* **PROBLEM STATEMENT**:
Quote the records below in full, exactly as given, with the images taken out.

--- EXERCISE INPUT ---

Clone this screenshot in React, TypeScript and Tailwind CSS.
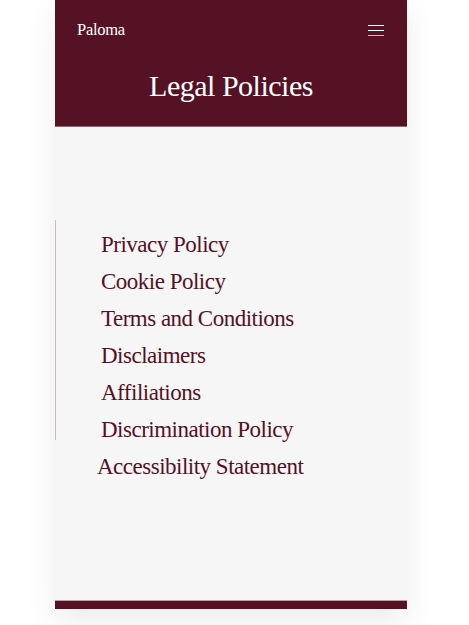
import React from 'react';

const links = [
  'Privacy Policy',
  'Cookie Policy',
  'Terms and Conditions',
  'Disclaimers',
  'Affiliations',
  'Discrimination Policy',
];

export default function App() {
  return (
    <div className="w-[469px] h-[625px] bg-white overflow-hidden font-['Liberation_Serif',serif]">
      <div className="ml-[55px] w-[352px] shadow-[0_12px_30px_rgba(0,0,0,0.08)]">
        {/* Header */}
        <header className="h-[127px] bg-[#541224] border-b border-[#8c6a73] text-white px-[22px]">
          <div className="flex items-center justify-between pt-[18px]">
            <span className="text-[16.5px] tracking-[-0.3px]">Paloma</span>
            <div className="flex flex-col gap-[4px] mr-[1px]">
              <span className="block w-[16px] h-[1px] bg-white" />
              <span className="block w-[16px] h-[1px] bg-white" />
              <span className="block w-[16px] h-[1px] bg-white/70" />
            </div>
          </div>
          <h1 className="text-center text-[30px] leading-none mt-[28px] tracking-[-0.5px]">Legal Policies</h1>
        </header>

        {/* Content */}
        <main className="h-[473px] bg-[#f6f6f6] pt-[93px]">
          <div className="border-l border-[#c9bcc0] h-[220px] pt-[6px]">
            <ul className="text-[#541224] text-[23px] leading-[37px] tracking-[-0.5px]">
              {links.map((l) => (
                <li key={l} className="pl-[45px]">{l}</li>
              ))}
              <li className="pl-[41px]">Accessibility Statement</li>
            </ul>
          </div>
        </main>

        {/* Footer strip */}
        <div className="h-[9px] bg-[#541224] border-t border-[#b9a0a6]" />
      </div>
    </div>
  );
}
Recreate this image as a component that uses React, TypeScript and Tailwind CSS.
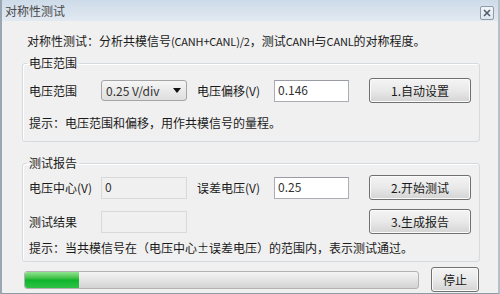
import React from "react";

const font = "font-['Noto_Sans_CJK_SC','Liberation_Sans',sans-serif]";

// latin runs in the reference are set narrower than the CJK glyphs
const Lat: React.FC<{ children: React.ReactNode }> = ({ children }) => (
  <span className="text-[11px] tracking-[-0.2px]">{children}</span>
);

const WinButton: React.FC<{ label: string; className?: string }> = ({ label, className = "" }) => (
  <button
    className={`h-[25px] rounded-[3px] border border-[#707070] bg-gradient-to-b from-[#f4f4f4] via-[#e9e9e9] to-[#d4d4d4] text-[12px] leading-[16px] text-[#1a1a1a] shadow-[inset_0_0_0_1px_#fbfbfb] ${className}`}
  >
    {label}
  </button>
);

const TextBox: React.FC<{ value: string; readOnly?: boolean; className?: string }> = ({ value, readOnly, className = "" }) => (
  <div
    className={`h-[22px] border px-[3px] pt-[1px] text-[12px] leading-[16px] text-[#333] ${
      readOnly ? "border-[#d9d9d9] bg-[#f0f0f0]" : "border-[#abadb3] border-t-[#9a9ca3] bg-white"
    } ${className}`}
  >
    {value}
  </div>
);

const GroupBox: React.FC<{ title: string; className?: string; children: React.ReactNode }> = ({ title, className = "", children }) => (
  <fieldset className={`ml-[20px] mr-[18px] rounded-[3px] border border-[#d5dade] pl-[6px] shadow-[inset_1px_1px_0_#fff] ${className}`}>
    <legend className="-ml-[2px] px-[2px] text-[12px] leading-[16px] text-[#1a1a1a]">{title}</legend>
    {children}
  </fieldset>
);

export default function App() {
  return (
    <div className={`${font} flex h-[294px] w-[500px] flex-col border-l-2 border-r-2 border-b border-l-[#9aa6b2] border-r-[#b5c0cb] border-b-[#8f9aa5] bg-[#f0f0f0] text-[#1a1a1a]`}>
      {/* title bar */}
      <div className="flex h-[21px] items-center justify-between bg-gradient-to-b from-[#cddbe9] to-[#e2e9f1] pl-[3px] pr-[4px]">
        <span className="text-[12px] leading-[16px] text-[#4a4a4a]">对称性测试</span>
        <div className="mt-[5px] flex h-[14px] w-[14px] items-center justify-center rounded-[2px] border border-[#8d9aa8] bg-gradient-to-b from-[#f2f5f8] to-[#dfe6ee]">
          <svg width="8" height="8" viewBox="0 0 8 8">
            <path d="M1 1 L7 7 M7 1 L1 7" stroke="#4f5b68" strokeWidth="1.6" />
          </svg>
        </div>
      </div>

      <p className="mt-[12px] pl-[25px] text-[12px] leading-[16px]">
        对称性测试：分析共模信号<Lat>(CANH+CANL)/2</Lat>，测试<Lat>CANH</Lat>与<Lat>CANL</Lat>的对称程度。
      </p>

      <GroupBox title="电压范围" className="mt-[6px] pb-[10px]">
        <div className="mt-[7px] flex h-[25px] items-center">
          <span className="w-[72px] text-[12px] leading-[16px]">电压范围</span>
          <div className="flex h-[21px] w-[86px] items-center justify-between rounded-[3px] border border-[#a5a5a5] bg-gradient-to-b from-[#f6f6f6] to-[#dedede] pl-[4px] pr-[5px] text-[12px] leading-[16px] text-[#333]">
            <span>0.25 V/div</span>
            <svg width="8" height="5" viewBox="0 0 8 5">
              <path d="M0 0 H8 L4 5 Z" fill="#111" />
            </svg>
          </div>
          <span className="ml-[10px] w-[77px] text-[12px] leading-[16px]">电压偏移(V)</span>
          <TextBox value="0.146" className="w-[75px]" />
          <WinButton label="1.自动设置" className="ml-[20px] w-[102px]" />
        </div>
        <p className="mt-[12px] text-[12px] leading-[16px]">提示：电压范围和偏移，用作共模信号的量程。</p>
      </GroupBox>

      <GroupBox title="测试报告" className="mt-[13px] pb-[5px]">
        <div className="mt-[4px] flex h-[25px] items-center">
          <span className="w-[72px] text-[12px] leading-[16px]">电压中心(V)</span>
          <TextBox value="0" readOnly className="w-[86px]" />
          <span className="ml-[10px] w-[77px] text-[12px] leading-[16px]">误差电压(V)</span>
          <TextBox value="0.25" className="w-[75px]" />
          <WinButton label="2.开始测试" className="ml-[20px] w-[102px]" />
        </div>
        <div className="mt-[9px] flex h-[25px] items-center">
          <span className="w-[72px] text-[12px] leading-[16px]">测试结果</span>
          <TextBox value="" readOnly className="w-[86px]" />
          <div className="w-[162px]" />
          <WinButton label="3.生成报告" className="ml-[20px] w-[102px]" />
        </div>
        <p className="mt-[6px] text-[12px] leading-[16px]">提示：当共模信号在（电压中心±误差电压）的范围内，表示测试通过。</p>
      </GroupBox>

      <div className="mt-[5px] flex items-center pl-[22px]">
        <div className="flex h-[18px] w-[395px] overflow-hidden rounded-[3px] border border-[#b2b2b2] bg-gradient-to-b from-[#f4f4f4] via-[#e4e4e4] to-[#d3d3d3]">
          <div className="h-full w-[54px] rounded-l-[2px] bg-gradient-to-b from-[#8fe68f] via-[#0bb52b] to-[#2cc245]" />
        </div>
        <WinButton label="停止" className="ml-[12px] h-[19px] w-[48px]" />
      </div>
    </div>
  );
}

---

* **REPLY**:
Clone this screenshot in React, TypeScript and Tailwind CSS.
import React from 'react';

const links = [
  'Privacy Policy',
  'Cookie Policy',
  'Terms and Conditions',
  'Disclaimers',
  'Affiliations',
  'Discrimination Policy',
];

export default function App() {
  return (
    <div className="w-[469px] h-[625px] bg-white overflow-hidden font-['Liberation_Serif',serif]">
      <div className="ml-[55px] w-[352px] shadow-[0_12px_30px_rgba(0,0,0,0.08)]">
        {/* Header */}
        <header className="h-[127px] bg-[#541224] border-b border-[#8c6a73] text-white px-[22px]">
          <div className="flex items-center justify-between pt-[18px]">
            <span className="text-[16.5px] tracking-[-0.3px]">Paloma</span>
            <div className="flex flex-col gap-[4px] mr-[1px]">
              <span className="block w-[16px] h-[1px] bg-white" />
              <span className="block w-[16px] h-[1px] bg-white" />
              <span className="block w-[16px] h-[1px] bg-white/70" />
            </div>
          </div>
          <h1 className="text-center text-[30px] leading-none mt-[28px] tracking-[-0.5px]">Legal Policies</h1>
        </header>

        {/* Content */}
        <main className="h-[473px] bg-[#f6f6f6] pt-[93px]">
          <div className="border-l border-[#c9bcc0] h-[220px] pt-[6px]">
            <ul className="text-[#541224] text-[23px] leading-[37px] tracking-[-0.5px]">
              {links.map((l) => (
                <li key={l} className="pl-[45px]">{l}</li>
              ))}
              <li className="pl-[41px]">Accessibility Statement</li>
            </ul>
          </div>
        </main>

        {/* Footer strip */}
        <div className="h-[9px] bg-[#541224] border-t border-[#b9a0a6]" />
      </div>
    </div>
  );
}
Recreate this image as a component that uses React, TypeScript and Tailwind CSS.
import React from "react";

const font = "font-['Noto_Sans_CJK_SC','Liberation_Sans',sans-serif]";

// latin runs in the reference are set narrower than the CJK glyphs
const Lat: React.FC<{ children: React.ReactNode }> = ({ children }) => (
  <span className="text-[11px] tracking-[-0.2px]">{children}</span>
);

const WinButton: React.FC<{ label: string; className?: string }> = ({ label, className = "" }) => (
  <button
    className={`h-[25px] rounded-[3px] border border-[#707070] bg-gradient-to-b from-[#f4f4f4] via-[#e9e9e9] to-[#d4d4d4] text-[12px] leading-[16px] text-[#1a1a1a] shadow-[inset_0_0_0_1px_#fbfbfb] ${className}`}
  >
    {label}
  </button>
);

const TextBox: React.FC<{ value: string; readOnly?: boolean; className?: string }> = ({ value, readOnly, className = "" }) => (
  <div
    className={`h-[22px] border px-[3px] pt-[1px] text-[12px] leading-[16px] text-[#333] ${
      readOnly ? "border-[#d9d9d9] bg-[#f0f0f0]" : "border-[#abadb3] border-t-[#9a9ca3] bg-white"
    } ${className}`}
  >
    {value}
  </div>
);

const GroupBox: React.FC<{ title: string; className?: string; children: React.ReactNode }> = ({ title, className = "", children }) => (
  <fieldset className={`ml-[20px] mr-[18px] rounded-[3px] border border-[#d5dade] pl-[6px] shadow-[inset_1px_1px_0_#fff] ${className}`}>
    <legend className="-ml-[2px] px-[2px] text-[12px] leading-[16px] text-[#1a1a1a]">{title}</legend>
    {children}
  </fieldset>
);

export default function App() {
  return (
    <div className={`${font} flex h-[294px] w-[500px] flex-col border-l-2 border-r-2 border-b border-l-[#9aa6b2] border-r-[#b5c0cb] border-b-[#8f9aa5] bg-[#f0f0f0] text-[#1a1a1a]`}>
      {/* title bar */}
      <div className="flex h-[21px] items-center justify-between bg-gradient-to-b from-[#cddbe9] to-[#e2e9f1] pl-[3px] pr-[4px]">
        <span className="text-[12px] leading-[16px] text-[#4a4a4a]">对称性测试</span>
        <div className="mt-[5px] flex h-[14px] w-[14px] items-center justify-center rounded-[2px] border border-[#8d9aa8] bg-gradient-to-b from-[#f2f5f8] to-[#dfe6ee]">
          <svg width="8" height="8" viewBox="0 0 8 8">
            <path d="M1 1 L7 7 M7 1 L1 7" stroke="#4f5b68" strokeWidth="1.6" />
          </svg>
        </div>
      </div>

      <p className="mt-[12px] pl-[25px] text-[12px] leading-[16px]">
        对称性测试：分析共模信号<Lat>(CANH+CANL)/2</Lat>，测试<Lat>CANH</Lat>与<Lat>CANL</Lat>的对称程度。
      </p>

      <GroupBox title="电压范围" className="mt-[6px] pb-[10px]">
        <div className="mt-[7px] flex h-[25px] items-center">
          <span className="w-[72px] text-[12px] leading-[16px]">电压范围</span>
          <div className="flex h-[21px] w-[86px] items-center justify-between rounded-[3px] border border-[#a5a5a5] bg-gradient-to-b from-[#f6f6f6] to-[#dedede] pl-[4px] pr-[5px] text-[12px] leading-[16px] text-[#333]">
            <span>0.25 V/div</span>
            <svg width="8" height="5" viewBox="0 0 8 5">
              <path d="M0 0 H8 L4 5 Z" fill="#111" />
            </svg>
          </div>
          <span className="ml-[10px] w-[77px] text-[12px] leading-[16px]">电压偏移(V)</span>
          <TextBox value="0.146" className="w-[75px]" />
          <WinButton label="1.自动设置" className="ml-[20px] w-[102px]" />
        </div>
        <p className="mt-[12px] text-[12px] leading-[16px]">提示：电压范围和偏移，用作共模信号的量程。</p>
      </GroupBox>

      <GroupBox title="测试报告" className="mt-[13px] pb-[5px]">
        <div className="mt-[4px] flex h-[25px] items-center">
          <span className="w-[72px] text-[12px] leading-[16px]">电压中心(V)</span>
          <TextBox value="0" readOnly className="w-[86px]" />
          <span className="ml-[10px] w-[77px] text-[12px] leading-[16px]">误差电压(V)</span>
          <TextBox value="0.25" className="w-[75px]" />
          <WinButton label="2.开始测试" className="ml-[20px] w-[102px]" />
        </div>
        <div className="mt-[9px] flex h-[25px] items-center">
          <span className="w-[72px] text-[12px] leading-[16px]">测试结果</span>
          <TextBox value="" readOnly className="w-[86px]" />
          <div className="w-[162px]" />
          <WinButton label="3.生成报告" className="ml-[20px] w-[102px]" />
        </div>
        <p className="mt-[6px] text-[12px] leading-[16px]">提示：当共模信号在（电压中心±误差电压）的范围内，表示测试通过。</p>
      </GroupBox>

      <div className="mt-[5px] flex items-center pl-[22px]">
        <div className="flex h-[18px] w-[395px] overflow-hidden rounded-[3px] border border-[#b2b2b2] bg-gradient-to-b from-[#f4f4f4] via-[#e4e4e4] to-[#d3d3d3]">
          <div className="h-full w-[54px] rounded-l-[2px] bg-gradient-to-b from-[#8fe68f] via-[#0bb52b] to-[#2cc245]" />
        </div>
        <WinButton label="停止" className="ml-[12px] h-[19px] w-[48px]" />
      </div>
    </div>
  );
}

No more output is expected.